Als eine gute Freundin aus Bolivien mich vor Jahren in Essen besuchte, war ein Trip nach Berlin fällig. Ich hatte diesen Punkt der Sache gefürchtet, denn meine Freizeit verbringe ich nicht unbedingt in Museen, und ich bin auch kein Nachtmensch, daher ist Berlin -zumindest von diesen Aspekten her- völlig an mich verschwendet. Für tagsüber handelten wir aus: Ich Schwimmbad. Sie ausschlafen und dann Museum. Okay. Ich traute mich sogar eines Abends, mit dem großen Pulk von Bolivianer*innen plus Anhang durch den Kiez zu ziehen. Wir sprachen gar nicht explizit von „abends“, denn „noche“ kann auf Spanisch alles Mögliche heißen. Wirklich ALLES Mögliche. Jetzt komme ich aber zum Punkt: Als wir zu einer Zeit, in der meine Augen schon ziemlich verquollen waren, in der x-ten Kneipe landeten („Wir schließen, wenn die letzten Gäste gegangen sind“ – oh, gar nicht hilfreich!), es frage mich niemand, wo genau in Berlin, da war nur ein anderer Tisch von einem Grüppchen junger Menschen besetzt. Ich kam mir seltsam im Off vor, war aber ganz froh um die Ruhe. „Diese Drinks könnten schon mein Frühstück sein“, grummelte ich vor mich hin. Der gute Freund meiner Freundin packte eine Gitarre aus. Es wurde irgendwie nett, trotz allem. Wir sangen Lieder, die ich gar nicht kannte, aber sofort mitmachen konnte. Da kam plötzlich die gesamte Besetzung des anderen Tisches zu uns (sie hatten schon vorher die Ohren gespitzt), einer der Fremden übernahm die Gitarre, und es ging weiter, nur wie! Ich werde nie vergessen, was Berlin sein kann. Oder was auch andere Orte dieser Welt sein können: Ich bin irgendwo im Nirgendwo, zu einer Uhrzeit, die in meinem Kopf gar nicht existiert, und neben mir tauchen wie aus dem Nichts hochkarätige Kolleg*innen auf, Menschen, mit denen ich eine musikalische Sprache teile. Ich hatte sie vorher für angetrunkene Jugendliche gehalten. Es waren ein paar von den ganz großen und gleichzeitig unbekannten Jazzmusikern aus Berlin. Schön, euch kennenzulernen.
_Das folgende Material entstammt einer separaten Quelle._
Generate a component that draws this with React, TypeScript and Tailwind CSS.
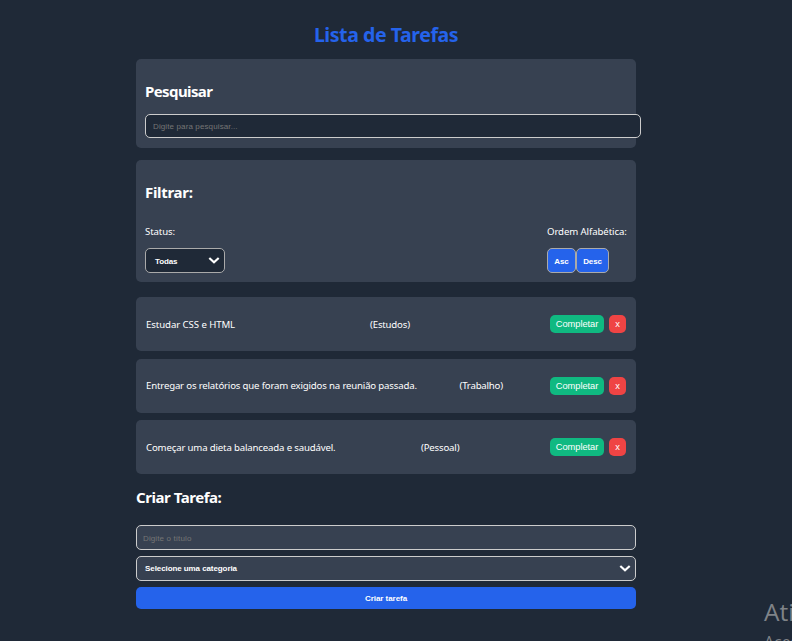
import type { ReactNode } from "react";

type Task = { text: string; textClass: string; category: string; categoryClass: string };

const tasks: Task[] = [
  { text: "Estudar CSS e HTML", textClass: "w-[224px] tracking-[-0.08px]", category: "(Estudos)", categoryClass: "tracking-[-0.18px]" },
  { text: "Entregar os relatórios que foram exigidos na reunião passada.", textClass: "w-[313.5px] tracking-[-0.17px]", category: "(Trabalho)", categoryClass: "tracking-[-0.2px]" },
  { text: "Começar uma dieta balanceada e saudável.", textClass: "w-[275px] tracking-[-0.16px]", category: "(Pessoal)", categoryClass: "tracking-[-0.18px]" },
];

function Chevron() {
  return (
    <svg width="12" height="8" viewBox="0 0 12 8" fill="none" stroke="#fff" strokeWidth="2.2">
      <path d="M1.3 1 6 5.2 10.7 1" />
    </svg>
  );
}

function Heading({ children, className }: { children: ReactNode; className: string }) {
  return <h2 className={`h-5 text-[15px] leading-5 font-bold whitespace-nowrap text-white ${className}`}>{children}</h2>;
}

function TaskRow({ task }: { task: Task }) {
  return (
    <li className="flex h-[54px] items-center rounded-[5px] bg-[#374151] px-[10px] text-[9.65px] whitespace-nowrap text-white">
      <span className={`mt-[2px] ${task.textClass}`}>{task.text}</span>
      <span className={`mt-[2px] ${task.categoryClass}`}>{task.category}</span>
      <div className="ml-auto flex gap-[5px] font-['Liberation_Sans',Arial,sans-serif]">
        <button className="h-[18px] w-[54px] rounded-[5px] bg-[#10b981] text-[9.3px] leading-[18px] tracking-[-0.05px]">Completar</button>
        <button className="h-[18px] w-[17px] rounded-[5px] bg-[#ef4444] text-[9.3px] leading-[18px]">x</button>
      </div>
    </li>
  );
}

export default function App() {
  return (
    <main className="relative h-[641px] w-[792px] overflow-hidden bg-[#1f2937] pl-[136px] font-['Noto_Sans','Open_Sans',sans-serif]">
      <div className="w-[500px] pt-[21px]">
        <h1 className="h-7 text-center text-[19.5px] leading-7 font-bold tracking-[-0.43px] whitespace-nowrap text-[#2563eb]">Lista de Tarefas</h1>

        <section className="mt-[10px] h-[89px] rounded-[5px] bg-[#374151] pt-[22px] pl-[9px]">
          <Heading className="tracking-[-0.6px]">Pesquisar</Heading>
          <input
            className="mt-[13px] block h-6 w-[496px] rounded-[5px] border border-[#ccc] bg-[#1f2937] px-[7px] font-['Liberation_Sans',Arial,sans-serif] text-[8px] tracking-[0.12px] text-white placeholder:text-[#757575]"
            placeholder="Digite para pesquisar..."
          />
        </section>

        <section className="mt-3 h-[122px] rounded-[5px] bg-[#374151] px-[9px] pt-[22px]">
          <Heading className="tracking-[-0.3px]">Filtrar:</Heading>
          <div className="mt-[23px] flex justify-between text-[9.65px] leading-[14px] whitespace-nowrap text-white">
            <div>
              <p className="tracking-[-0.12px]">Status:</p>
              <button className="mt-[9px] flex h-[25px] w-20 items-center justify-between rounded-[5px] border border-[#aaa] bg-[#1f2937] pr-1 pl-[9px] font-['Liberation_Sans',Arial,sans-serif] text-[8px] font-bold tracking-[-0.1px]">
                <span className="mt-[2px]">Todas</span>
                <Chevron />
              </button>
            </div>
            <div className="w-20">
              <p className="tracking-[-0.1px]">Ordem Alfabética:</p>
              <div className="mt-[9px] flex font-['Liberation_Sans',Arial,sans-serif] text-[8px] font-bold tracking-[-0.1px]">
                <button className="h-[25px] w-[29px] rounded-[5px] border border-[#aaa] bg-[#2563eb] pt-[2px]">Asc</button>
                <button className="h-[25px] w-[33px] rounded-[5px] border border-[#aaa] bg-[#2563eb] pt-[2px]">Desc</button>
              </div>
            </div>
          </div>
        </section>

        <ul className="mt-[15px] flex h-[177px] flex-col justify-between">
          {tasks.map((task) => (
            <TaskRow key={task.text} task={task} />
          ))}
        </ul>

        <Heading className="mt-[13px] tracking-[-0.45px]">Criar Tarefa:</Heading>
        <form className="mt-[18px] flex flex-col gap-[6px] font-['Liberation_Sans',Arial,sans-serif] text-[8px]">
          <input className="h-[25px] rounded-[5px] border border-[#ccc] bg-[#374151] px-[6px] pt-px tracking-[0.12px] text-white placeholder:text-[#757575]" placeholder="Digite o título" />
          <button type="button" className="flex h-[25px] items-center justify-between rounded-[5px] border border-[#ccc] bg-[#374151] pr-[4px] pl-[8px] font-bold tracking-[-0.08px] text-white">
            Selecione uma categoria
            <Chevron />
          </button>
          <button type="button" className="h-[22px] rounded-[5px] bg-[#2563eb] pt-px font-bold tracking-[-0.05px] text-white">
            Criar tarefa
          </button>
        </form>
      </div>

      <aside className="absolute top-[594px] left-[764px] font-['Open_Sans',sans-serif] whitespace-nowrap text-[#7f8388]">
        <p className="text-[24.5px] leading-9">Ativ</p>
        <p className="mt-[2px] text-[16px] leading-5">Aces</p>
      </aside>
    </main>
  );
}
Begegnungen wie diese passieren übrigens auch in Spanien. Oder auf Juist. Oder in La Paz. Oder in Essen. Oder am Niederrhein. Genau: Am Freitag ist die Sache schon abgekartet, da treffen Matthias Dymke, André Meisner und ich auf Nawab, Shaizan und Nahm Khan aus Indien. Es wird vorher nicht geprobt, um perfekte „Kneipe-in-Berlin-um-halb-sechs-Uhr-morgens“-Konditionen zu garantieren. Das Einzige, was wir wissen, ist, dass uns ein sehr meditatives Erlebnis erwartet, wobei der Name des Programms „The Mantra“ sicher nicht zuviel verspricht.
Ich freue mich sehr auf dieses besondere Zusammentreffen.